REQUEST:
Collect all lines from the records below that include the word "TypeScript".

GIVEN ENTRIES:
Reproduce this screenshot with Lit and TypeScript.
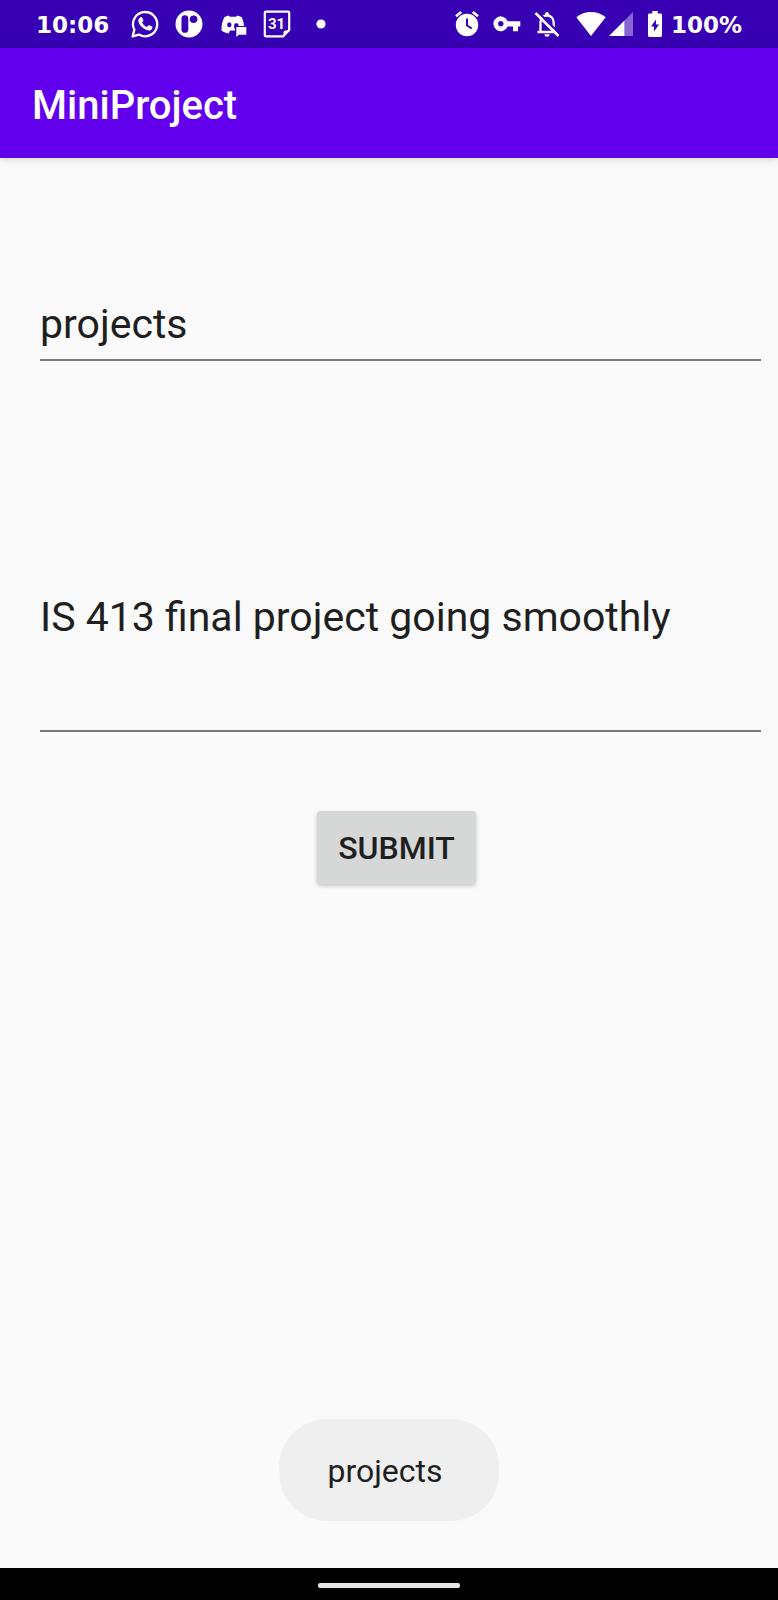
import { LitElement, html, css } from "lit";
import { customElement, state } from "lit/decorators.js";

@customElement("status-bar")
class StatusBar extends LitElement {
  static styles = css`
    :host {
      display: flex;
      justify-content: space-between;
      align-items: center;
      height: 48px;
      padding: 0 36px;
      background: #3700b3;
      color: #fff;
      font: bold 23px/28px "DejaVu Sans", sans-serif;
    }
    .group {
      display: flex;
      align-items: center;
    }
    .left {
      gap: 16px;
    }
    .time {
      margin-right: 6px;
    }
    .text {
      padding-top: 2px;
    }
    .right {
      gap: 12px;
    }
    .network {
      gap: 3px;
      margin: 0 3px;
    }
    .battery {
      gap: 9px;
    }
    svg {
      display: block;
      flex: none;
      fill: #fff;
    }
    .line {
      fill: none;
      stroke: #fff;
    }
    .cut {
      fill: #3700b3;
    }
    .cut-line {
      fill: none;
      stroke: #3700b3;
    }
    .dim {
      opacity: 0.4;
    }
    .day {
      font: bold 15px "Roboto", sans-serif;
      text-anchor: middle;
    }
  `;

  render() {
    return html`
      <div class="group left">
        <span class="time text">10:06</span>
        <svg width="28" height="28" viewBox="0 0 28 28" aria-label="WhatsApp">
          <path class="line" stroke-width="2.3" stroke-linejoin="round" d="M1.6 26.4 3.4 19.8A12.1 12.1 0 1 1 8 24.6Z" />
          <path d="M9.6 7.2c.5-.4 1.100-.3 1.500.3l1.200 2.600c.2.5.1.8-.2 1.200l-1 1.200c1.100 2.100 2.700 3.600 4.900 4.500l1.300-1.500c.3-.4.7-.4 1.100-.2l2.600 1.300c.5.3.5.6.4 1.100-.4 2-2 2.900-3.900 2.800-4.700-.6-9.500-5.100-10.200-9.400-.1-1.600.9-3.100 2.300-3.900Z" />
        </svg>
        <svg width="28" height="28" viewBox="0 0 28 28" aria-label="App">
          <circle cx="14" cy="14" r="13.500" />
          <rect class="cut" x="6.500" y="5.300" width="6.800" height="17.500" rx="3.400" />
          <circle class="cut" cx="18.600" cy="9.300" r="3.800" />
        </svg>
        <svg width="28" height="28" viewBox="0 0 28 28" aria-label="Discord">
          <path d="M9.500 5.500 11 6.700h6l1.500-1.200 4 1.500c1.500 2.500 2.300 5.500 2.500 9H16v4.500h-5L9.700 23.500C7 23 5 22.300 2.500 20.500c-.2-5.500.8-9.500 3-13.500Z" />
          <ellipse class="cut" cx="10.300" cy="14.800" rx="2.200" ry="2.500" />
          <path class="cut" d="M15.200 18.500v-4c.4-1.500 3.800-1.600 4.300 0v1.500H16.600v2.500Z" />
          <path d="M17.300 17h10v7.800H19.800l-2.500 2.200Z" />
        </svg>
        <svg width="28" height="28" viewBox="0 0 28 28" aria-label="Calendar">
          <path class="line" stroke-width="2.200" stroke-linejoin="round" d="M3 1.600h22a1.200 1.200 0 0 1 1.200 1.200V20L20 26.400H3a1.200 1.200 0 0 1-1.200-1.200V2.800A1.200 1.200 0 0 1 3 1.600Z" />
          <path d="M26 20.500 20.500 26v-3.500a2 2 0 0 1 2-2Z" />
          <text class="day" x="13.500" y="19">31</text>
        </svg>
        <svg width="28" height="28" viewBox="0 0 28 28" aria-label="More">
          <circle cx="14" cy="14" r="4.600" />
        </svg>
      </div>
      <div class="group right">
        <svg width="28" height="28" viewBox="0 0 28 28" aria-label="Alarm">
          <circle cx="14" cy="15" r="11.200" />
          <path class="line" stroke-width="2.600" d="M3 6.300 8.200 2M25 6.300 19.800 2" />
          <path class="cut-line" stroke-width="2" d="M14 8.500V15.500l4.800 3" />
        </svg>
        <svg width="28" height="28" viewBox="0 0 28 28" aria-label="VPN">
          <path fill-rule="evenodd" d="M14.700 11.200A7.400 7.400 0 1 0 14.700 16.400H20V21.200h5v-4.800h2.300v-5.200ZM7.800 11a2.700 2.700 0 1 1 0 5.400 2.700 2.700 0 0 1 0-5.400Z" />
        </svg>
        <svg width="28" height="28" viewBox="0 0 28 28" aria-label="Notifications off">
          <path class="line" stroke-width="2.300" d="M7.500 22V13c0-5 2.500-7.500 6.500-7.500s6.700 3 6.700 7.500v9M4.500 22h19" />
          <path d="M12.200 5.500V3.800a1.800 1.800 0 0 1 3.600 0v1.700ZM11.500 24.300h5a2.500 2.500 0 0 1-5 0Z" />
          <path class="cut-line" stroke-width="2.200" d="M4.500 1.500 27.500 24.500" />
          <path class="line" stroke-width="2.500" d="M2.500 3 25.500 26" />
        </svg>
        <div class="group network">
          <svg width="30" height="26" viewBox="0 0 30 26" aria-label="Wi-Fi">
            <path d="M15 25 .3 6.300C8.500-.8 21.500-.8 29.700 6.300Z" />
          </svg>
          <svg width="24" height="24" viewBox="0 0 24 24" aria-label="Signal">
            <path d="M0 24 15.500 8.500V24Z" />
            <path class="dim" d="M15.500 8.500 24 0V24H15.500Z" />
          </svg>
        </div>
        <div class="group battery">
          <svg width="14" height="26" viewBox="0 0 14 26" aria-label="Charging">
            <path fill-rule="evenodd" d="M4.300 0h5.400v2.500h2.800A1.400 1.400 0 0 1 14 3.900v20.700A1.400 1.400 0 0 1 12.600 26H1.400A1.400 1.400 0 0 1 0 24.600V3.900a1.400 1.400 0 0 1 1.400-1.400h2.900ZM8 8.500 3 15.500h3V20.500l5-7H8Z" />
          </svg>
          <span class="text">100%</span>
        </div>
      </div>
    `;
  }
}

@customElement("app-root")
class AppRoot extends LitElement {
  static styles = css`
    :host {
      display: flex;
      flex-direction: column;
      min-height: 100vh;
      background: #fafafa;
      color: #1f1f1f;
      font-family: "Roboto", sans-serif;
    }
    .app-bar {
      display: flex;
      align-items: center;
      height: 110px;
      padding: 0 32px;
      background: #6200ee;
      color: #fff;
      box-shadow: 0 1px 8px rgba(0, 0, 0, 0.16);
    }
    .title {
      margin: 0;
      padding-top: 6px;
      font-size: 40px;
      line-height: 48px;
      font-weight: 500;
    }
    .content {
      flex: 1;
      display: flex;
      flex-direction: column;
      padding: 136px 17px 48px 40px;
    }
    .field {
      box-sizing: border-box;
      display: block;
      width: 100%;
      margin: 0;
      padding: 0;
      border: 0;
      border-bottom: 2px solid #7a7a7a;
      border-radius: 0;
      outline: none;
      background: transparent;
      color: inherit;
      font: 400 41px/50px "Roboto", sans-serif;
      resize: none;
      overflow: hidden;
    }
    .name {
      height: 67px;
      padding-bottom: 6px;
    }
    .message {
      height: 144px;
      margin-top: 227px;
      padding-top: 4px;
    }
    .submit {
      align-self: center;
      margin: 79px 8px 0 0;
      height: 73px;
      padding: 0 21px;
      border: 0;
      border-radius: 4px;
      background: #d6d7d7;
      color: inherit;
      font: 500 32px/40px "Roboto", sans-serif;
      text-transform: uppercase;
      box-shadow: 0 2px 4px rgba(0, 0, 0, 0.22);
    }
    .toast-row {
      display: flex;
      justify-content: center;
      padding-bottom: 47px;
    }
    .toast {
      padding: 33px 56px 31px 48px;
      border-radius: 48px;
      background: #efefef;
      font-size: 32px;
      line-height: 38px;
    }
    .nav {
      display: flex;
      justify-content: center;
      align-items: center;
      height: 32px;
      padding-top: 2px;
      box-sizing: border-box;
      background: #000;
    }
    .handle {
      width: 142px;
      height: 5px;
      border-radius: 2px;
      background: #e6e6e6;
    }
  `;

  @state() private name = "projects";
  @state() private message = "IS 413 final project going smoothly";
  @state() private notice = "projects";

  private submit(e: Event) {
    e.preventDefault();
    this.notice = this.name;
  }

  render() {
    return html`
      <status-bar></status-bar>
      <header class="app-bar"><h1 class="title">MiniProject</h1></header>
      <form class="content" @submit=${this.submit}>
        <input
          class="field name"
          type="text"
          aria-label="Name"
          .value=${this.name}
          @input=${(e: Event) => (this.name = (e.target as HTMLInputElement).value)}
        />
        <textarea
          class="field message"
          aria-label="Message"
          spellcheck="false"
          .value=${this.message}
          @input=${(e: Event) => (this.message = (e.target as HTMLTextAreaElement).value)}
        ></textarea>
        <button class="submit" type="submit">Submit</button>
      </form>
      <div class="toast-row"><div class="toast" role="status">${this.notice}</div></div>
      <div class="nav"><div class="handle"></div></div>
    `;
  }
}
...
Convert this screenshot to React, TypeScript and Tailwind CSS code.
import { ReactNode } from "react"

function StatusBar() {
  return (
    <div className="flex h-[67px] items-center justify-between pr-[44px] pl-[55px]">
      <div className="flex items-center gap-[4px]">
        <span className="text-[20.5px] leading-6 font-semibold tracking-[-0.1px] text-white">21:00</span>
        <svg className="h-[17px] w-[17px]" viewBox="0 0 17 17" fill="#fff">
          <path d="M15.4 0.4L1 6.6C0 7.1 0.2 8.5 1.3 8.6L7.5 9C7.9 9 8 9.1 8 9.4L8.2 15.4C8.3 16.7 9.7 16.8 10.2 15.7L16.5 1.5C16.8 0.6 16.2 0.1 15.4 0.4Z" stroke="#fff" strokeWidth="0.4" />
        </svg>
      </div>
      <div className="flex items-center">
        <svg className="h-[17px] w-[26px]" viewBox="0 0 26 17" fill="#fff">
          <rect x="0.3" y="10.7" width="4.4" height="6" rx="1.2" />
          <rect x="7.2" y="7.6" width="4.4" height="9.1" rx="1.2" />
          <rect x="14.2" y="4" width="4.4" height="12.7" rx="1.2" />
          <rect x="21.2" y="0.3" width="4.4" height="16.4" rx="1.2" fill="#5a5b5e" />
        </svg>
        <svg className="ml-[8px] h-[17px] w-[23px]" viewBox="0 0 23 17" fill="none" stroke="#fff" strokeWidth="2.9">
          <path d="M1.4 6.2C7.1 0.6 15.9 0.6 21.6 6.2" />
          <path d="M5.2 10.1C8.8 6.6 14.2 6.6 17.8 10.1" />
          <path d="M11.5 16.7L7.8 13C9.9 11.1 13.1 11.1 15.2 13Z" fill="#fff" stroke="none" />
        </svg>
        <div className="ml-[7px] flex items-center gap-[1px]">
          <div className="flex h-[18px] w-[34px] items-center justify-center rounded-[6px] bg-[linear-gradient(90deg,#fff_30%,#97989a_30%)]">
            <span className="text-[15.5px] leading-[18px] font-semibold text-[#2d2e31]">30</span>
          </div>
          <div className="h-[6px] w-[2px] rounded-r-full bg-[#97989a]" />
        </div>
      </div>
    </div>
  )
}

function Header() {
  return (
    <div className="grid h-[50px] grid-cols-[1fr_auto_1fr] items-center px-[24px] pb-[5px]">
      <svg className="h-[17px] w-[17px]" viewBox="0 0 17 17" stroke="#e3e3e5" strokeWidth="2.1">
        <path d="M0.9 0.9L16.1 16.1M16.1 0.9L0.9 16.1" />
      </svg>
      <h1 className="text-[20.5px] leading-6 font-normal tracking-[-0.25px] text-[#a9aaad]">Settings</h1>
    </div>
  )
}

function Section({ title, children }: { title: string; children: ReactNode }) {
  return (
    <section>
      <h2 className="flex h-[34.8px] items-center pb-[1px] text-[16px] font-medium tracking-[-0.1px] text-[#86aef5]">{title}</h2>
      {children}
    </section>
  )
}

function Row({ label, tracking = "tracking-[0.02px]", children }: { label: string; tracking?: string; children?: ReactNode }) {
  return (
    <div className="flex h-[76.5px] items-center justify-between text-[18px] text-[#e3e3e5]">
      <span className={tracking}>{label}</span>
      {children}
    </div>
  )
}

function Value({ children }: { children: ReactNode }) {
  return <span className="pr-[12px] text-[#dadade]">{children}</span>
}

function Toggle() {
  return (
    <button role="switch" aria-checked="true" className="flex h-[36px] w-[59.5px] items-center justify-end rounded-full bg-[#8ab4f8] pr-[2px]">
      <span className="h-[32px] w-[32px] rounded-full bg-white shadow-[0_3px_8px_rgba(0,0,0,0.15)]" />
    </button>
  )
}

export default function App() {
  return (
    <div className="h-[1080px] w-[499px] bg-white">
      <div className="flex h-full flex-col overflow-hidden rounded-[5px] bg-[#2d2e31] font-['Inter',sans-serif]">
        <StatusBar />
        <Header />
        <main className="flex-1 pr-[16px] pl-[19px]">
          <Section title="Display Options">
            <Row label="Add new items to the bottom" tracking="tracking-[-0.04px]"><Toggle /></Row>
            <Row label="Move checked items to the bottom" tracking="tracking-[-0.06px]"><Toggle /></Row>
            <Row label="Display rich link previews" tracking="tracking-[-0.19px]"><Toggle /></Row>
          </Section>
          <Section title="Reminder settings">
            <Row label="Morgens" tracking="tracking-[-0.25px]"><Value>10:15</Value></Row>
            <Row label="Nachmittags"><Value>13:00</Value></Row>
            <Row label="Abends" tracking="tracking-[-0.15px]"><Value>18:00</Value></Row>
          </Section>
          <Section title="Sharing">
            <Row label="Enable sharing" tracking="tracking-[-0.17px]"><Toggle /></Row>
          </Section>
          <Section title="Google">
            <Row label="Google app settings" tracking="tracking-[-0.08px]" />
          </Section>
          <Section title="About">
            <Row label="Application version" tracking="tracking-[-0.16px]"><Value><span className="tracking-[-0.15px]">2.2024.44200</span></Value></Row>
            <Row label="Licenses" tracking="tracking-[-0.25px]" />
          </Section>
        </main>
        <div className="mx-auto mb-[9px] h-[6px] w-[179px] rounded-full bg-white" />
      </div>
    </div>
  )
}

COMPLETE OUTPUT:
Reproduce this screenshot with Lit and TypeScript.
Convert this screenshot to React, TypeScript and Tailwind CSS code.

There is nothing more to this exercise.